You can get a quick overview of your database files using this query:
SELECT *
FROM sys.sysfiles
If you have enough free disc space (or after you've run the TRUNCATEONLY
on every file), you should be able to really clean up your database files and really shrink them.
This could be achieved by using the following statement:
DBCC SHRINKFILE (1);
If you have a database table which is often written or runs often bigger transactions, I would suggest to define a target limit. This depends on your experience with this database. Normally 5-10% (depending on the size of the database), but minimum 100-1000MB should be set. As example on our 140GB database file (40GB empty) the target size should be set to 110GB (100GB used + 10% reserve).
You can achieve this by using this statement:
DBCC SHRINKFILE (1,112640); -- 110GB in MB
But beware, this could run very long (depending on your file size and your I/O subsystem). As you will create a bigger workload on your I/O subsystem, I would suggest to run such scripts in low load times (maybe overnight).
If you really want to clean your database files, it would be a great idea to check all your indices and REBUILD
or REORGANIZE
all indexes which have a high fragmentation.
If you are on a development machine or are really willing to take a risk you can run this statement. It will iterate over every index in your database and rebuild it.
DECLARE @sql nvarchar(max), @sch nvarchar(max), @obj nvarchar(max), @ind nvarchar(max)
DECLARE cur CURSOR FOR
SELECT s.name, o.name, i.name
FROM sys.objects as o
INNER JOIN sys.schemas as s
ON o.schema_id = s.schema_id
INNER JOIN sys.indexes as i
ON o.object_id = i.object_id
WHERE i.type > 0
OPEN cur
FETCH NEXT FROM cur INTO @sch, @obj, @ind
WHILE @@FETCH_STATUS = 0 BEGIN
SET @sql = N'ALTER INDEX ['+@ind+'] ON ['+@sch+'].['+@obj+'] '
+ N'REBUILD PARTITION = ALL '
+ N'WITH (PAD_INDEX = OFF, STATISTICS_NORECOMPUTE = OFF, SORT_IN_TEMPDB = OFF, '
+ N'ONLINE = OFF, ALLOW_ROW_LOCKS = ON, ALLOW_PAGE_LOCKS = ON)'
PRINT(@sql) EXEC (@sql)
FETCH NEXT FROM cur INTO @sch, @obj, @ind
END
CLOSE cur
DEALLOCATE cur
After that process, your database file may be grown again.
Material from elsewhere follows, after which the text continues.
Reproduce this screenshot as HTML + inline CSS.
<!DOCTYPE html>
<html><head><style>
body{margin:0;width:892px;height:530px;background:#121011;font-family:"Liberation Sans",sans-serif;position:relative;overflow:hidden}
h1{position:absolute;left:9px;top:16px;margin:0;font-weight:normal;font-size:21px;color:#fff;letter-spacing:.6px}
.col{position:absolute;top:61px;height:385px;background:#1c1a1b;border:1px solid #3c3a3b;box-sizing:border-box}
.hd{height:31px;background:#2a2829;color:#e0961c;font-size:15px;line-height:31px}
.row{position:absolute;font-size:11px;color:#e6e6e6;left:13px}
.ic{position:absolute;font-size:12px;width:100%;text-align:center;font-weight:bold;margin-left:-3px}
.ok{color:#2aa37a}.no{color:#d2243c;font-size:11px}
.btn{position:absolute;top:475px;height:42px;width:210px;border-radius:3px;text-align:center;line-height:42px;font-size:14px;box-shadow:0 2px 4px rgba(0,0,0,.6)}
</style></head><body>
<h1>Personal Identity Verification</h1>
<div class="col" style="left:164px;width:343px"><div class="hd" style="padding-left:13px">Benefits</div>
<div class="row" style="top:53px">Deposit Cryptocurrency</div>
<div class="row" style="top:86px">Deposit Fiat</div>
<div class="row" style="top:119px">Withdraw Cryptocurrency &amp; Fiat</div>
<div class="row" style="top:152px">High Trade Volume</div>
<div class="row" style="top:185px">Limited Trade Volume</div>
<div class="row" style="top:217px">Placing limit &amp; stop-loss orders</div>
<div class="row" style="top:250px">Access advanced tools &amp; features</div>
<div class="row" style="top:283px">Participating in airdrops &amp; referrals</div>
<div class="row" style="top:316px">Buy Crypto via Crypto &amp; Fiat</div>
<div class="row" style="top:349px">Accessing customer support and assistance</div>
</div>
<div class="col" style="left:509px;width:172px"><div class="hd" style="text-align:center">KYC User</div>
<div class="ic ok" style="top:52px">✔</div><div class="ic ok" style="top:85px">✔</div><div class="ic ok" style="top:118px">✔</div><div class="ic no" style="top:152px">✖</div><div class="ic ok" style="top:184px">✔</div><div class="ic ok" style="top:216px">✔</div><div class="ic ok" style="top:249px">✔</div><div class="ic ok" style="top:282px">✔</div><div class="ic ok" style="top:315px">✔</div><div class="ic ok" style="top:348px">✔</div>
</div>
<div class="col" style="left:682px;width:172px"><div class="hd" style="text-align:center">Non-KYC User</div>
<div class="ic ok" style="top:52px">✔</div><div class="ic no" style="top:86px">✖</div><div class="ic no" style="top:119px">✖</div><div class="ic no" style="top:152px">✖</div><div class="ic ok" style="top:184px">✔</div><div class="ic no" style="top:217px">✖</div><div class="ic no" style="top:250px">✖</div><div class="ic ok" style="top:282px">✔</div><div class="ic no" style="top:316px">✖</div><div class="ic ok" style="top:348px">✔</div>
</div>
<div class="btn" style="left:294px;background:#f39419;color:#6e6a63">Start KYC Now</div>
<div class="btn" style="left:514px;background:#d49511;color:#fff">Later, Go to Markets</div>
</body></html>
But you will be able to shrink it to a much lower file size as the free space in every index is removed.
Warning and additional information
Be careful in shrinking your database files. It has a good reason that SQL Server allocates file space in advance. Disc allocations are expensive, doing them as less as possible is a good idea. If you have a very agile database which produces every day an overhead of a few GB and release it after some time, it won't be good to shrink the file always back to the minimum. You waste disc power to grow the file, do your stuff and waste disc power again to shrink the file back again. In such cases, be aware of wasting a bit disc space to improve your data operations.
Hopefully this long summary will help you at your problem and even help you to make a plan for your databases.